One minor caution, . . . it does darken the leather a bit, . . . something on the order of the darkening you would expect from a dose of just neatsfoot oil.

I apply it kinda like the old Kiwi shoe polish, . . . with a rag or with my fingertips. DO NOT use water with it.

On raw leather, . . . I'll rub it in, . . . using 3 or 4 applications, . . . then just touch, . . . and I mean gently touch it with a heat gun set on low, . . . watching only for the wax to liquify, . . . then pull the heat off. Let it cool for a couple of minutes and buff it out with a soft cloth.

For example, . . . I'll start applying it at one end of a belt, . . . turn it over and apply to the back side, . . . turn it back, . . . give it another coat, . . . turn it over again, . . . etc. until I have 3 full coats on it. On with the heat gun, . . . buff, . . . inspect, . . . go from there. I do have one advantage over most folks, . . . my beeswax is free from my beehive, . . . but even if I had to buy the wax, . . . it is something near about 1/4th or 1/5th of the cost of some of the packaged finishes.

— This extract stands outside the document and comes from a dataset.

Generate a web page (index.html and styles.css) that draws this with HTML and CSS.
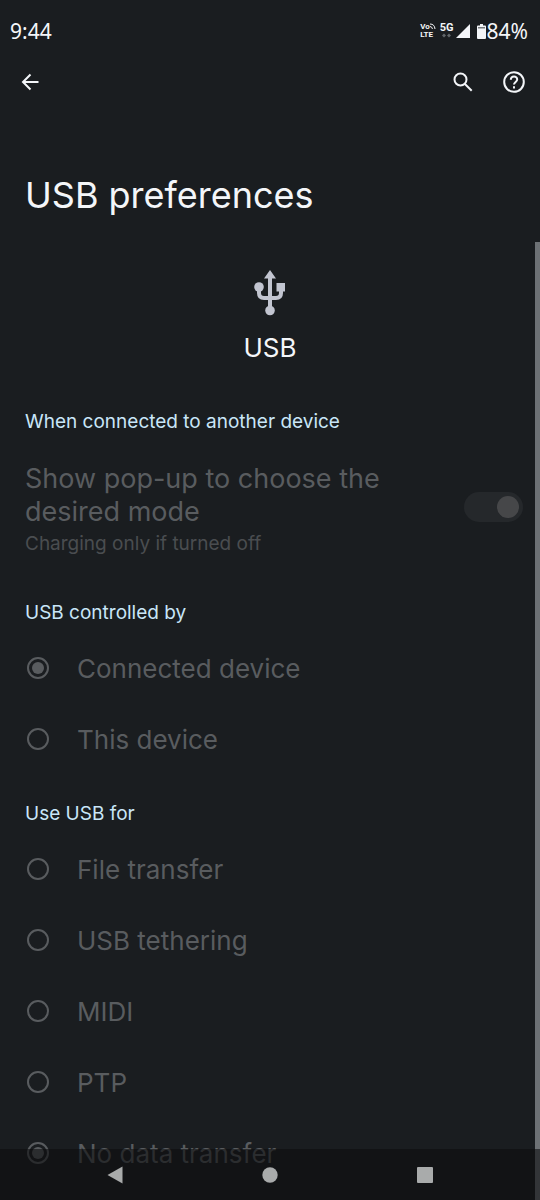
FILE: index.html
```
<!DOCTYPE html>
<html lang="en">
<head>
  <meta charset="UTF-8">
  <meta name="viewport" content="width=device-width, initial-scale=1.0">
  <title>USB preferences</title>
  <link rel="stylesheet" href="styles.css">
</head>
<body>
  <div class="status-bar">
    <span class="clock">9:44</span>
    <div class="status-icons">
      <div class="volte">
        <span class="vo">Vo<svg width="6" height="6" viewBox="0 0 6 6"><path d="M0 1q4.500 0 5 5M0 3.500q2 0 2.500 2.500" /></svg></span>
        <span>LTE</span>
      </div>
      <div class="network">
        <span>5G</span>
        <svg width="10" height="5" viewBox="0 0 10 5"><path d="M0 2.500L2 .5l2 2-2 2zM5 2.500l2-2 2 2-2 2z" /></svg>
      </div>
      <svg class="signal" width="14" height="14" viewBox="0 0 14 14"><path d="M14 0v14H0z" /></svg>
      <svg class="battery" width="9" height="15" viewBox="0 0 9 15"><path d="M3 0h3v1.500h2q1 0 1 1V14q0 1-1 1H1q-1 0-1-1V2.500q0-1 1-1h2z" /><path class="battery-gap" d="M1 3h7v1.500H1z" /></svg>
      <span class="percent">84%</span>
    </div>
  </div>

  <header class="toolbar">
    <button type="button" class="icon-btn" aria-label="Back">
      <svg width="18" height="18" viewBox="0 0 18 18"><path d="M17.500 9H2M9.500 1.500L2 9l7.500 7.500" /></svg>
    </button>
    <div class="actions">
      <button type="button" class="icon-btn" aria-label="Search">
        <svg width="20" height="20" viewBox="0 0 20 20"><circle cx="7.500" cy="7.500" r="6" /><path d="M11.700 11.700L18.700 18.700" /></svg>
      </button>
      <button type="button" class="icon-btn" aria-label="Help">
        <svg width="24" height="24" viewBox="0 0 24 24"><circle cx="12" cy="12" r="9.800" /><path d="M8.800 9.800c0-4.400 6.400-4.400 6.400-.3 0 2.300-3.200 2.600-3.200 5" /><path d="M12 16.200v2.200" /></svg>
      </button>
    </div>
  </header>

  <main>
    <h1>USB preferences</h1>

    <div class="device">
      <svg width="32" height="46" viewBox="0 0 32 46">
        <path class="usb-line" d="M16 8v32M5 17v6q0 5 5 5h12q5 0 5-5v-6" />
        <path d="M16 0l6 8.500H10zM22.500 13H31v8.500h-8.500z" />
        <circle cx="5" cy="17" r="4.800" />
        <circle cx="16" cy="40.500" r="4.800" />
      </svg>
      <p>USB</p>
    </div>

    <section>
      <h2>When connected to another device</h2>
      <label class="switch-row">
        <span class="switch-text">
          <span class="row-title">Show pop-up to choose the desired mode</span>
          <span class="summary">Charging only if turned off</span>
        </span>
        <input type="checkbox" class="switch" role="switch" checked disabled>
      </label>
    </section>

    <section>
      <h2>USB controlled by</h2>
      <label class="radio-row"><input type="radio" name="control" checked disabled> <span>Connected device</span></label>
      <label class="radio-row"><input type="radio" name="control" disabled> <span>This device</span></label>
    </section>

    <section>
      <h2>Use USB for</h2>
      <label class="radio-row"><input type="radio" name="mode" disabled> <span>File transfer</span></label>
      <label class="radio-row"><input type="radio" name="mode" disabled> <span>USB tethering</span></label>
      <label class="radio-row"><input type="radio" name="mode" disabled> <span>MIDI</span></label>
      <label class="radio-row"><input type="radio" name="mode" disabled> <span>PTP</span></label>
      <label class="radio-row"><input type="radio" name="mode" checked disabled> <span>No data transfer</span></label>
    </section>
  </main>

  <div class="scroll-thumb"></div>

  <nav class="nav-bar">
    <button type="button" aria-label="Back">
      <svg width="18" height="18" viewBox="0 0 18 18"><path d="M16.500 .5v17L1.500 9z" /></svg>
    </button>
    <button type="button" aria-label="Home">
      <svg width="18" height="18" viewBox="0 0 18 18"><circle cx="9" cy="9" r="7.700" /></svg>
    </button>
    <button type="button" aria-label="Recent apps">
      <svg width="18" height="18" viewBox="0 0 18 18"><rect x="1" y="1" width="16" height="16" rx="1" /></svg>
    </button>
  </nav>
</body>
</html>
```
FILE: styles.css
```
* {
  box-sizing: border-box;
}

body {
  margin: 0;
  min-height: 100vh;
  position: relative;
  background-color: #1a1d20;
  color: #f4f6f9;
  font-family: Inter, sans-serif;
}

button {
  display: flex;
  align-items: center;
  justify-content: center;
  padding: 0;
  border: none;
  background: none;
}

svg {
  display: block;
  fill: currentColor;
}

.status-bar {
  display: flex;
  justify-content: space-between;
  align-items: center;
  height: 62px;
  padding: 0 12px 0 10px;
  font-family: "Noto Sans", sans-serif;
  font-size: 21px;
}

.status-icons {
  display: flex;
  align-items: center;
}

.volte,
.network {
  font-family: Roboto, sans-serif;
  font-weight: 700;
  line-height: 8px;
}

.volte {
  display: flex;
  flex-direction: column;
  margin-right: 4px;
  font-size: 8px;
}

.vo {
  display: flex;
}

.vo path {
  fill: none;
  stroke: currentColor;
}

.network {
  font-size: 11px;
  margin-right: 2px;
}

.network svg {
  margin: 1px 0 0 2px;
  color: #62666a;
}

.battery {
  margin: 0 1px 0 7px;
}

.battery-gap {
  fill: #777a7d;
}

.toolbar {
  display: flex;
  justify-content: space-between;
  align-items: center;
  height: 40px;
  padding: 0 14px;
}

.icon-btn {
  width: 32px;
  height: 32px;
  color: #f4f6f9;
}

.icon-btn svg {
  fill: none;
  stroke: currentColor;
  stroke-width: 2;
}

.actions {
  display: flex;
  gap: 19px;
  margin-right: -4px;
}

h1 {
  margin: 69px 25px 0;
  font-size: 36px;
  line-height: 48px;
  font-weight: 400;
}

.device {
  display: flex;
  flex-direction: column;
  align-items: center;
  padding: 51px 0 36px;
}

.device svg {
  color: #c2c5d0;
}

.usb-line {
  fill: none;
  stroke: currentColor;
  stroke-width: 4;
}

.device p {
  margin: 15px 0 0;
  font-size: 26px;
  line-height: 34px;
}

section {
  padding: 0 17px 19px 25px;
}

section:last-child {
  padding-bottom: 12px;
}

h2 {
  margin: 0;
  padding-top: 2px;
  color: #c9e6f8;
  font-size: 19px;
  line-height: 38px;
  font-weight: 400;
}

.switch-row {
  display: flex;
  justify-content: space-between;
  align-items: center;
  height: 132px;
  color: #595c5f;
}

.switch-text {
  width: 384px;
  padding-top: 7px;
}

.row-title,
.summary {
  display: block;
}

.row-title {
  font-size: 27px;
  line-height: 33px;
}

.summary {
  color: #4a4d50;
  font-size: 19px;
  line-height: 31px;
}

.switch {
  appearance: none;
  flex: none;
  width: 59px;
  height: 30px;
  margin: 0;
  padding: 4px;
  border-radius: 15px;
  background-color: #25282b;
}

.switch::before {
  content: "";
  display: block;
  width: 22px;
  height: 22px;
  border-radius: 50%;
  background-color: #464749;
}

.switch:checked::before {
  margin-left: auto;
}

.radio-row {
  display: flex;
  align-items: center;
  gap: 28px;
  height: 71px;
  color: #595c5f;
  font-size: 26px;
}

.radio-row span {
  padding-top: 2px;
}

.radio-row input {
  appearance: none;
  display: grid;
  place-items: center;
  width: 22px;
  height: 22px;
  margin: 0 0 0 2px;
  border: 2px solid #595c5f;
  border-radius: 50%;
}

.radio-row input:checked::before {
  content: "";
  width: 12px;
  height: 12px;
  border-radius: 50%;
  background-color: #595c5f;
}

.scroll-thumb {
  position: absolute;
  top: 242px;
  right: 0;
  bottom: 0;
  width: 5px;
  background-color: #6d7175;
}

.nav-bar {
  position: fixed;
  left: 0;
  right: 0;
  bottom: 0;
  display: flex;
  justify-content: space-around;
  height: 51px;
  padding: 0 37px;
  background-color: rgba(14, 14, 15, 0.6);
}

.nav-bar button {
  width: 48px;
  color: #a9abab;
}
```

The added benefit is that some of the package finishes can be a bear to "re-do" if the product gets a real good scuff or scrape. This just re-finishes almost as good as new.

If you are willing to take the time, . . . you can bring it up to a spit polish like we swabbies used to do for our inspection shoes, . . . or you can drop off somewhere in between "spit polish" and "flat".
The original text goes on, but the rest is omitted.